Henderson also invited MacNeil to perform at the 1951 Edinburgh People's Festival Ceilidh. The ceilidh brought Scottish traditional music to a large public stage for the first time inside Edinburgh's Oddfellows Hall and continued long afterwards at St. Columba's Church Hall in August 1951. The Scottish Gàidhealtachd was represented at by Flora MacNeil, fellow Barra native Calum Johnston, and John Burgess. The music was recorded live at the scene by Alan Lomax. MacNeil performed, Mo rùn geal òg, Christine Ferguson's lament for her husband, William Chisholm of Strathglass, who fell as part of the Jacobite Army while bearing the standard of Clan Chisholm at the Battle of Culloden in 1746.

She then performed the Waulking song Cò siod thall air stràid na h-eala? ("Who is That Yonder on the Swan Road?"). followed with the Gaelic lament, Mo nighean donn bhòidheach ("My Lovely Brown-Haired Girl").

In 1975, Peter Kennedy acknowledged MacNeil as the source for each of the 24 Scottish Gaelic songs which appeared in his volume Folksongs of Britain and Ireland.

Flora MacNeil recorded two albums, Craobh nan Ubhal in 1976 (reissued in 1993) and Orain Floraidh in 2000.

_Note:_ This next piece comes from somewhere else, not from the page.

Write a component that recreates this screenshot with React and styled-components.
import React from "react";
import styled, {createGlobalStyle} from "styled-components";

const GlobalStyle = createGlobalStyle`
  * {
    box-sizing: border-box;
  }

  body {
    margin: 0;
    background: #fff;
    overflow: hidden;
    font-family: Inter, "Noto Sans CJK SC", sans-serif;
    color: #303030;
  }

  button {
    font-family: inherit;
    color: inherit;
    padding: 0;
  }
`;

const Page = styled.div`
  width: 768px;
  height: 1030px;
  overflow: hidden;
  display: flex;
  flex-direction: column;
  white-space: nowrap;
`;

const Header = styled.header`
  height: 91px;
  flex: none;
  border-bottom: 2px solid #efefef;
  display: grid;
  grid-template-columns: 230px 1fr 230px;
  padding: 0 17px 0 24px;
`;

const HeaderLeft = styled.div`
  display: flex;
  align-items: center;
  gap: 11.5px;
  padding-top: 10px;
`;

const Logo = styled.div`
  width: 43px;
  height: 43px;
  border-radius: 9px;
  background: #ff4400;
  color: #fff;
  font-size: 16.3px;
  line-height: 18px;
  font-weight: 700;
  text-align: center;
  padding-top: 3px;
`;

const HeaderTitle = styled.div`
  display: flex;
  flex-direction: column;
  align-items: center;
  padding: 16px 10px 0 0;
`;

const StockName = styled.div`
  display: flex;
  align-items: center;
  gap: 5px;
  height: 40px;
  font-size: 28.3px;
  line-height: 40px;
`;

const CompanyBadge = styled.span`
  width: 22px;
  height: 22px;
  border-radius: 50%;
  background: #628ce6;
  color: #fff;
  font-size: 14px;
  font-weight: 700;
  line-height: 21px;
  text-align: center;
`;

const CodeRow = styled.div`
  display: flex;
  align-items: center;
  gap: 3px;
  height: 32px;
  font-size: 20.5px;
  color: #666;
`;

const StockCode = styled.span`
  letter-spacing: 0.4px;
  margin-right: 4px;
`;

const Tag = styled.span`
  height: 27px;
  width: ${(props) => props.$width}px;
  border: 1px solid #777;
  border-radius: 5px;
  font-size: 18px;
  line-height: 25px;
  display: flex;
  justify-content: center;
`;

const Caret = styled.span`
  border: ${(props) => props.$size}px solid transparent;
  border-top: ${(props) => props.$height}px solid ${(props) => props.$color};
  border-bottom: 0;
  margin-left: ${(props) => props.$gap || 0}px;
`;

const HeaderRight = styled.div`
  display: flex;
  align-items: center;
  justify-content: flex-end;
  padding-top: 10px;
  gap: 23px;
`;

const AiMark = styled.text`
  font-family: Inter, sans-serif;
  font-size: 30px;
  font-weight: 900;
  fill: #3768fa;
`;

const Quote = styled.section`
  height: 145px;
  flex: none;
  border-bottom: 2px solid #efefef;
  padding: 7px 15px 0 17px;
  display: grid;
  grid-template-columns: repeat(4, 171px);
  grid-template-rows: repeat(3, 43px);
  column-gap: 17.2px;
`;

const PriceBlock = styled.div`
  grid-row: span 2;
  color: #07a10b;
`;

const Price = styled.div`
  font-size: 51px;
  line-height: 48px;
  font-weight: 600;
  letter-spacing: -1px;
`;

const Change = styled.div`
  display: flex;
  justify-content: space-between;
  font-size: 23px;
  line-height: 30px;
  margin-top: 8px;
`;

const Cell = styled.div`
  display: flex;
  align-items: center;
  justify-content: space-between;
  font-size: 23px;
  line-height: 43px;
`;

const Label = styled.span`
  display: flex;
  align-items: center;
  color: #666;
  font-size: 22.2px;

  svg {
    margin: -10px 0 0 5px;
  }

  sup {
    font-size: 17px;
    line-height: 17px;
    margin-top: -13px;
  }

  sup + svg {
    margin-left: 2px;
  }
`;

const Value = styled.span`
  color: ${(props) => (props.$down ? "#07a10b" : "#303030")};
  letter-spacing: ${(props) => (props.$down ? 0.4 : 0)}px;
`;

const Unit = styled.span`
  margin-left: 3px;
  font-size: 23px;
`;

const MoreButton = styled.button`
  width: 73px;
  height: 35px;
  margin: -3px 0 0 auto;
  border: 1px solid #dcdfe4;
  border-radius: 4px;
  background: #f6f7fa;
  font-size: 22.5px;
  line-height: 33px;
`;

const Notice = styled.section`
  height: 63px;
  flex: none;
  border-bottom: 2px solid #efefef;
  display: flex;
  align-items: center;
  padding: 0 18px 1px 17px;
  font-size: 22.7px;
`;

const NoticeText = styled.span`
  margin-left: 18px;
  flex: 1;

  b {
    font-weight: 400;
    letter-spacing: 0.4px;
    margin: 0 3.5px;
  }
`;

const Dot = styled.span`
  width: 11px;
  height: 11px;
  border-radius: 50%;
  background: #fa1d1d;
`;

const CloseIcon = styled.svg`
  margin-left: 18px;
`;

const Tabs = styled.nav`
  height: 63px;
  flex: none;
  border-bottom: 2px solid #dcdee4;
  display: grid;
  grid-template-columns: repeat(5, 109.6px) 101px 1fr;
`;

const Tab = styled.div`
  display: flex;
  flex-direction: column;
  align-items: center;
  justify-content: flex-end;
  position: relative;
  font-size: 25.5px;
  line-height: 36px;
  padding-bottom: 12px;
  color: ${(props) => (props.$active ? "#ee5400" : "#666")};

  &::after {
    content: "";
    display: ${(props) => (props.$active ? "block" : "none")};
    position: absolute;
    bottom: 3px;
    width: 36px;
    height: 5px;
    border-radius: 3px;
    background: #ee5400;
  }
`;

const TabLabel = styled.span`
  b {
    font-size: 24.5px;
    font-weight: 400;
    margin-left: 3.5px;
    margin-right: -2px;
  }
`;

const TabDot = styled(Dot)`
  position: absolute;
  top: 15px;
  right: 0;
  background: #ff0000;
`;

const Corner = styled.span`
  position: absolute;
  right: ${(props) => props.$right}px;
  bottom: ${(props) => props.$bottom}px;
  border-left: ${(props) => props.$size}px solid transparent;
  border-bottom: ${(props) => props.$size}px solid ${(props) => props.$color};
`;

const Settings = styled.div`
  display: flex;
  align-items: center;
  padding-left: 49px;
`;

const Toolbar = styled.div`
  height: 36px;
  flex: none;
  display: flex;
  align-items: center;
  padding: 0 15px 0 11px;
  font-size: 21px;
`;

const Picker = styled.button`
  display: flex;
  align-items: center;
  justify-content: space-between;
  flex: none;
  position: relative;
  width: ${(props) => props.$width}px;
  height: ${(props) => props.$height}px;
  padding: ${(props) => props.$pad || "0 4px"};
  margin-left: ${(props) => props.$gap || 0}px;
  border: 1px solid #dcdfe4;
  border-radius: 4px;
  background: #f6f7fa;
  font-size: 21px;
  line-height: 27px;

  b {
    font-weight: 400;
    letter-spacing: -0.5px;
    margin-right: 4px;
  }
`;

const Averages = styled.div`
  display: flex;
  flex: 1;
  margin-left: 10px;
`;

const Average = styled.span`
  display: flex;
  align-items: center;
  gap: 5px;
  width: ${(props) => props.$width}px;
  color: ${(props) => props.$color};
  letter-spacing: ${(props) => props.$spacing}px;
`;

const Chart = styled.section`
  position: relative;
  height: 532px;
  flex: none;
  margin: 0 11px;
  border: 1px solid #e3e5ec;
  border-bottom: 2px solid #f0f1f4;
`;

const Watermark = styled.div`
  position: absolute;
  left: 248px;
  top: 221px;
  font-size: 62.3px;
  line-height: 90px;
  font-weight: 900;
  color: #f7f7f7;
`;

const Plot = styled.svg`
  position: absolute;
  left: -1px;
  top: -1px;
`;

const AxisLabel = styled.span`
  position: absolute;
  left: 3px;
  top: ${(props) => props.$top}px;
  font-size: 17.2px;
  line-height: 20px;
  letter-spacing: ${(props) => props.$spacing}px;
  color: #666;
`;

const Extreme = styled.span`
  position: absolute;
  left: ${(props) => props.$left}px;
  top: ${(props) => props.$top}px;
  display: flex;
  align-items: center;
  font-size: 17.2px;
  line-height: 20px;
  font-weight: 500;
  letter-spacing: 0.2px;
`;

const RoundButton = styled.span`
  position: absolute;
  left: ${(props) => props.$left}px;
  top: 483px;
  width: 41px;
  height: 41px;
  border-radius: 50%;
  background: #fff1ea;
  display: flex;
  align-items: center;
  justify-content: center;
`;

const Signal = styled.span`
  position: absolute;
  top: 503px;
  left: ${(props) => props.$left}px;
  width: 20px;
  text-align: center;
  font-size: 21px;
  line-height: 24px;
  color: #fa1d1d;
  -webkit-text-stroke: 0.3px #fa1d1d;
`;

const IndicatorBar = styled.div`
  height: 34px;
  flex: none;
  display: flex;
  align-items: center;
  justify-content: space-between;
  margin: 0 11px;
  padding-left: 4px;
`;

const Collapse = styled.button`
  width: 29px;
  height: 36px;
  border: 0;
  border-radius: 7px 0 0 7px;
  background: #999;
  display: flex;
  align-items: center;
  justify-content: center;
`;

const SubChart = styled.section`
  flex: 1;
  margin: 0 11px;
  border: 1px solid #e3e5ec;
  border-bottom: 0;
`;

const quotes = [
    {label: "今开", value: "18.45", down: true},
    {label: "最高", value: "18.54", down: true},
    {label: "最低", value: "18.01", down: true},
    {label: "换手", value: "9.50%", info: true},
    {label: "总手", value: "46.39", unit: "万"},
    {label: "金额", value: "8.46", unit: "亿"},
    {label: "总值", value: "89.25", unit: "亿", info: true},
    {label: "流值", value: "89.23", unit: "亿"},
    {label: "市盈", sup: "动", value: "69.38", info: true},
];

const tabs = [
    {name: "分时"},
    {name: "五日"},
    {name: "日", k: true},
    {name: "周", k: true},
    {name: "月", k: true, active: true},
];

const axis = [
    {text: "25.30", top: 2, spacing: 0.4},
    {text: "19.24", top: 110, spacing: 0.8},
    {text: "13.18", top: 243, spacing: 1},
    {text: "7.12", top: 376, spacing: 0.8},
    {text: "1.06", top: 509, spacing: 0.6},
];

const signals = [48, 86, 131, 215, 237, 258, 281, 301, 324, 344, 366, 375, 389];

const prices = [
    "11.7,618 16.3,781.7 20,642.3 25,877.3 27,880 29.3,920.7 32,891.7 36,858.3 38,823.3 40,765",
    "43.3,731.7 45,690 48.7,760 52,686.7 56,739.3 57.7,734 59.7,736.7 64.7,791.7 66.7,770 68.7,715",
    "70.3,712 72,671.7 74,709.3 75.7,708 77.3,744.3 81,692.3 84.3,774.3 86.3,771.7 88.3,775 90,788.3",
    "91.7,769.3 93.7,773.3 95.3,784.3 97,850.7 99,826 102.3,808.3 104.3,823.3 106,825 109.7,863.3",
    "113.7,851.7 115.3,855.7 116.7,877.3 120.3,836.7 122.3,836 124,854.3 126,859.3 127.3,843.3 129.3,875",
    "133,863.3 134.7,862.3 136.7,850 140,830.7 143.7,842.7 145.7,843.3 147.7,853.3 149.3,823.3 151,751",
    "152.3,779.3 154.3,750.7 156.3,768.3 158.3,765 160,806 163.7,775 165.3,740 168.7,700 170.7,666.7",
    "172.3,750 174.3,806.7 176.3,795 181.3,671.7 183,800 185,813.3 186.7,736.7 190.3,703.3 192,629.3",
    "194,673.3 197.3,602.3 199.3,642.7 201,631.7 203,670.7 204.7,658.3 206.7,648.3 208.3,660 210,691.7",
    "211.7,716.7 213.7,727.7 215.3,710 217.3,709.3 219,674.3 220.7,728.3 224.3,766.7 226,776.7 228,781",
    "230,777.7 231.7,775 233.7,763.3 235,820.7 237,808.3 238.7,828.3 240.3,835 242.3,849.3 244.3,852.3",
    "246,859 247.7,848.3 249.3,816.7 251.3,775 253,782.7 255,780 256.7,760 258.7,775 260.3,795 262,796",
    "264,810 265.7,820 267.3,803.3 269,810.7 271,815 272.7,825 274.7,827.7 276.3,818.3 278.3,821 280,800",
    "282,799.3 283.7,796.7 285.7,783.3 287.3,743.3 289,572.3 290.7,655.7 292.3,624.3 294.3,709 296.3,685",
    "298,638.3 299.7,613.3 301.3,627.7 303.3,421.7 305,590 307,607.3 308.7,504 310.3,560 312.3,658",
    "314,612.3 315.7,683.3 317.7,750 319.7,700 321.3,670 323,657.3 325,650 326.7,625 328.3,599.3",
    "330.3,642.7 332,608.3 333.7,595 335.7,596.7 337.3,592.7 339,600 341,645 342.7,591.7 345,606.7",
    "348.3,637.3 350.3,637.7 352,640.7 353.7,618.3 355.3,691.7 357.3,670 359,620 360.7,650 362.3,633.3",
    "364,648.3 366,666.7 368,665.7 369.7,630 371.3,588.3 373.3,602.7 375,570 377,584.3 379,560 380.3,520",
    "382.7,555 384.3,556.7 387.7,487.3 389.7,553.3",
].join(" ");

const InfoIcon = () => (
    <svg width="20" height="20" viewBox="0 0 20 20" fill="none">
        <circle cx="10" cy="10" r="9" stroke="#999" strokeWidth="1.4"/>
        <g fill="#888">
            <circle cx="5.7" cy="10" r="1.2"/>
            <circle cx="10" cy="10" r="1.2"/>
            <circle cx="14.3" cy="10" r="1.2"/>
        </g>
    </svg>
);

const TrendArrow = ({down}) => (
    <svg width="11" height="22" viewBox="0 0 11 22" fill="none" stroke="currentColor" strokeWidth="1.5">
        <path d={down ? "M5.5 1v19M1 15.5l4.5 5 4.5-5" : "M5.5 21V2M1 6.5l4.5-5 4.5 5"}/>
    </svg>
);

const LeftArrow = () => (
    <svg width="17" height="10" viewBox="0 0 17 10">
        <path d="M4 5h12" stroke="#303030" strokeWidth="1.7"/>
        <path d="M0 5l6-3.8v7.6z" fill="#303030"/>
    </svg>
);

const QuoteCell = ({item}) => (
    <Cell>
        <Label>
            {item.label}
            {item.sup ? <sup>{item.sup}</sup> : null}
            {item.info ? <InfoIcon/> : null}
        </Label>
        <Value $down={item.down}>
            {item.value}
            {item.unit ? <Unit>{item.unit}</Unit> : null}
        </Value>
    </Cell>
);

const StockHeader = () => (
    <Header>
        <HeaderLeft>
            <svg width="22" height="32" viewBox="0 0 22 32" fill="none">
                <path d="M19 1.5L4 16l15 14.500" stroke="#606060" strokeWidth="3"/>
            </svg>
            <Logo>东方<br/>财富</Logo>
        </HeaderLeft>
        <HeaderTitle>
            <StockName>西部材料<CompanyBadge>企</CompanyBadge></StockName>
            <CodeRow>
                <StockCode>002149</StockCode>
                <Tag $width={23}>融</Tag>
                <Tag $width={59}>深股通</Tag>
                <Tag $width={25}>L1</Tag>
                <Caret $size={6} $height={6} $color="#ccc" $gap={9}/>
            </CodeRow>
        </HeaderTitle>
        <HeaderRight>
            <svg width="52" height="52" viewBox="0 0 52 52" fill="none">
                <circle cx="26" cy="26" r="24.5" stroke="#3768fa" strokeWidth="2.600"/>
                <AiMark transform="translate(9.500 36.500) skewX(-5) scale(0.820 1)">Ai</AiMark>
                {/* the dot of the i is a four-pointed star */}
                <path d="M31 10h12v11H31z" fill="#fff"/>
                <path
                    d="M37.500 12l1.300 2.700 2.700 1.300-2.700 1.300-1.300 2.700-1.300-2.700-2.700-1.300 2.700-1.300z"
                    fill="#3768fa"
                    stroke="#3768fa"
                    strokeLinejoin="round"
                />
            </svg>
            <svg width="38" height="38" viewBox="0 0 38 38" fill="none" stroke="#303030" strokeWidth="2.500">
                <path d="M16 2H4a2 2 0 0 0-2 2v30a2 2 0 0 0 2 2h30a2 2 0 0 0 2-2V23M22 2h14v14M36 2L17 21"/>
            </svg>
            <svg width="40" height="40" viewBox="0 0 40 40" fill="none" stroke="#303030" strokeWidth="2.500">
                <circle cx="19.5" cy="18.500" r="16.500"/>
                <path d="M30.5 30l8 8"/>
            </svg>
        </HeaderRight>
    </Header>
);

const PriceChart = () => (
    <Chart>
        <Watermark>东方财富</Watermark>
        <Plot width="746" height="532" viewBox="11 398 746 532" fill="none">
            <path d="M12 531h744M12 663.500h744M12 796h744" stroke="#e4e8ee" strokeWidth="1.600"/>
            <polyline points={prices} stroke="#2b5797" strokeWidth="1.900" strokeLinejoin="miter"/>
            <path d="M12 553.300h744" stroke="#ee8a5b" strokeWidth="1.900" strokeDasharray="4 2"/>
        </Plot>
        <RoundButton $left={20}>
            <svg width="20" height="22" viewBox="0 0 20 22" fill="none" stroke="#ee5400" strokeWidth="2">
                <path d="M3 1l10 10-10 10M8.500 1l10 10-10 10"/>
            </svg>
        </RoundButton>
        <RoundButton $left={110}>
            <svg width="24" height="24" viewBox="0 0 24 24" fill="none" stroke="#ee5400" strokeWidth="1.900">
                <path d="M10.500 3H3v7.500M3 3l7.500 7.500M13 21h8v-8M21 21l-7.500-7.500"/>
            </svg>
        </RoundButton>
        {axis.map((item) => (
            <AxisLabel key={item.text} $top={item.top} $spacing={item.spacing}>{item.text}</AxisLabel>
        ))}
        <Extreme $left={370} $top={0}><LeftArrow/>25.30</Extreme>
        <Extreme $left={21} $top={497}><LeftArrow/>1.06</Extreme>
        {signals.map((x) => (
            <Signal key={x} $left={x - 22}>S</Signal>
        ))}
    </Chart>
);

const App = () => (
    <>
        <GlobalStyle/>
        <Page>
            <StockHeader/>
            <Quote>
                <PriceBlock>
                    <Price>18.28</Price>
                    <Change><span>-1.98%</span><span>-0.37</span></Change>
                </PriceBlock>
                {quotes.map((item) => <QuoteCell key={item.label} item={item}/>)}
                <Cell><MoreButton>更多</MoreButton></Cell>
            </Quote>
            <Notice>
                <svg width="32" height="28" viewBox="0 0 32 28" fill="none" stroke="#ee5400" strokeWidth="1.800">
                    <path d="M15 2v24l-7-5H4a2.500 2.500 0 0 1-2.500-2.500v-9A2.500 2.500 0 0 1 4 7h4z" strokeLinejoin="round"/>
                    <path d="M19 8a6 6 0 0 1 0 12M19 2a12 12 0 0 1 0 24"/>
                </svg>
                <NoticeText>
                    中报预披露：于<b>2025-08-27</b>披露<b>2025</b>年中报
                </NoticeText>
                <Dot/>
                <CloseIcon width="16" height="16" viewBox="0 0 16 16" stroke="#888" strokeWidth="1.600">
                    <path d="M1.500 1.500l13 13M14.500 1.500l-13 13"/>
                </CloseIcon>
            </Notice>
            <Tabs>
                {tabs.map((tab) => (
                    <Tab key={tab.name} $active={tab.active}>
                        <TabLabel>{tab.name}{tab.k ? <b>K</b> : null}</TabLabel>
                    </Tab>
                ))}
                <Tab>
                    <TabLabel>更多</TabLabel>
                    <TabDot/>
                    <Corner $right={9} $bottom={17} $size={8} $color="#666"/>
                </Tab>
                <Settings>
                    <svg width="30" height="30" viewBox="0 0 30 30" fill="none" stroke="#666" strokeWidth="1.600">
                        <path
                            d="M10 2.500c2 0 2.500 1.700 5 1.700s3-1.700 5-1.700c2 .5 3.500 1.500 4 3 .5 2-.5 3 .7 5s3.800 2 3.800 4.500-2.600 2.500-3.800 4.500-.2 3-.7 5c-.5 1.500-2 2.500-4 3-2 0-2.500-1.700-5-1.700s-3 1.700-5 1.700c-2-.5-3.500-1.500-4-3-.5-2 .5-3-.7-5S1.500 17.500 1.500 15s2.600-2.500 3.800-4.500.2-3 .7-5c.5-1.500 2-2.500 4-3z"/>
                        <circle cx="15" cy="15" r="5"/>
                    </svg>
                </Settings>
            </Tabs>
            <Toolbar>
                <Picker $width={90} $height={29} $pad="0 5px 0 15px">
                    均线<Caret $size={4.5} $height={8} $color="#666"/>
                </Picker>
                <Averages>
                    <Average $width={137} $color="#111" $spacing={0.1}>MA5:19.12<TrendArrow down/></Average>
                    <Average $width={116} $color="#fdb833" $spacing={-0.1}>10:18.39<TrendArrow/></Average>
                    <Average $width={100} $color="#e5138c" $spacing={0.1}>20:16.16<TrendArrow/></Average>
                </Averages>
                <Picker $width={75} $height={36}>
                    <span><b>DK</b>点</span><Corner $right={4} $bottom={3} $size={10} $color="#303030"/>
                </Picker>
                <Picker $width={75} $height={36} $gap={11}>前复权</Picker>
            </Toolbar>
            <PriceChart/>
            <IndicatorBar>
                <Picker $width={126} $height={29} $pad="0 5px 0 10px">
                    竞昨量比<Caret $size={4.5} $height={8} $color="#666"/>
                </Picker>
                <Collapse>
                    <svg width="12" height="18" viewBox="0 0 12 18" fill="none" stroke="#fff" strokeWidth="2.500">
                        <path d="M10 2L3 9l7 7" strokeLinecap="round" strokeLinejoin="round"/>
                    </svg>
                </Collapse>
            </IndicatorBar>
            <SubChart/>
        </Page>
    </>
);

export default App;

While performing in 2000 at the annual Christmas Island Ceilidh in Cape Breton, Nova Scotia, MacNeil spread her arms wide and cried, "You are my people!" The hundreds of Canadian-born Gaels in the audience erupted into loud cheers.

In 2005, Alan Lomax's recording of the 1951 Ceilidh was released for purchase on compact disc by Rounder Records. This and all of Lomax's other recordings have since been digitized and made available online by the Association for Cultural Equity.

In 2026 her songs recorded by Dr James Kalokerinos between 1955 and '61 were made available by her daughter with the support by Creative Scotland and others.

==Personal life==
In 1955, Flora MacNeil married fellow Barra native, Alister MacInnes, who worked as a lawyer in Glasgow, where the couple raised their five children; Kenneth, Cairistiona, Seumas, Maggie and Donald.

==Death and legacy==
Flora MacNeil died after a short illness on 15 May 2015, aged 86.

Numerous Gaelic traditional singers such as Karen Matheson and Julie Fowlis have cited MacNeil as an important influence on their careers.

Flora's daughter, Maggie MacInnes, is also a Gaelic traditional singer and harpist.